Introducing a dividend is another option, said Vaccaro of Raymond James. While companies are sometimes wary of issuing a dividend because it can be interpreted as a sign that growth is behind them, expanding chains such as Texas Roadhouse Inc. and Cheesecake Factory Inc. increased their payouts last year, he said.

Expensive Upgrade

Activists could also home in on the costs surrounding Panera’s efforts to go digital. Dubbed Panera 2.0, the program includes online ordering for rapid pick-up, mobile payment capabilities and Apple Inc. iPad kiosks for in-cafe ordering.

Panera has put the cost of implementing these upgrades at about $125,000 per restaurant.
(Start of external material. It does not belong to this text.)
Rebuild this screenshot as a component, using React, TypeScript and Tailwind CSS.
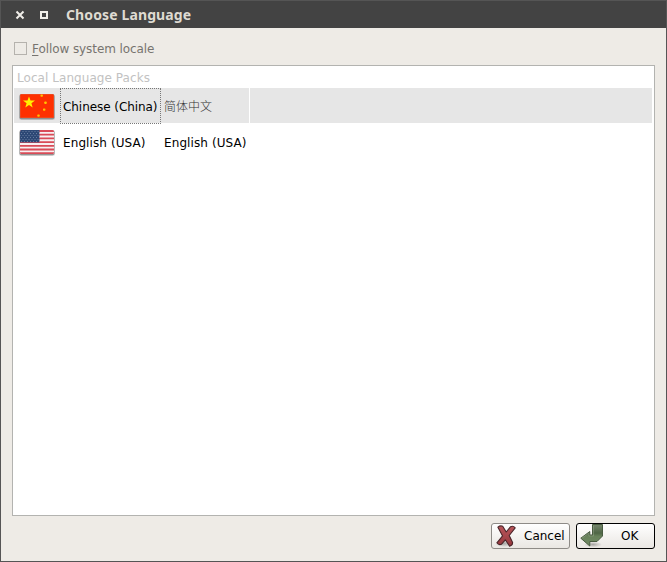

It’s “just really way too expensive for me,” Peter Saleh, a New York-based analysts at Telsey Advisory Group, said in a phone interview. “If they could find ways to materially reduce that cost, it would really help the returns and would support the justification to do this investment.”

The company should do a better job of communicating the potential costs and margin impact associated with the transformation and would do well by investors to “accelerate the process so that the pain is very quickly over with,” Setyan of Wedbush said.

The pain and high costs may just be a necessary evil for a program that will help keep the sandwich chain relevant and growing in the digital world, said Derrington of Wunderlich.

Another potential hurdle is Panera’s dual-class shareholder structure. Panera has 1.4 million Class B shares outstanding that carry three times the voting power, about 95 percent of which are owned by founder and CEO Shaich, according to regulatory filings.

That would make it more difficult for an activist to wage a proxy fight, though it doesn’t prohibit someone from getting involved and agitating for a new direction.

When it comes to activist interest in Panera, “you never can rule it out in a name that has underperformed as much as they have,” Vaccaro of Raymond James said.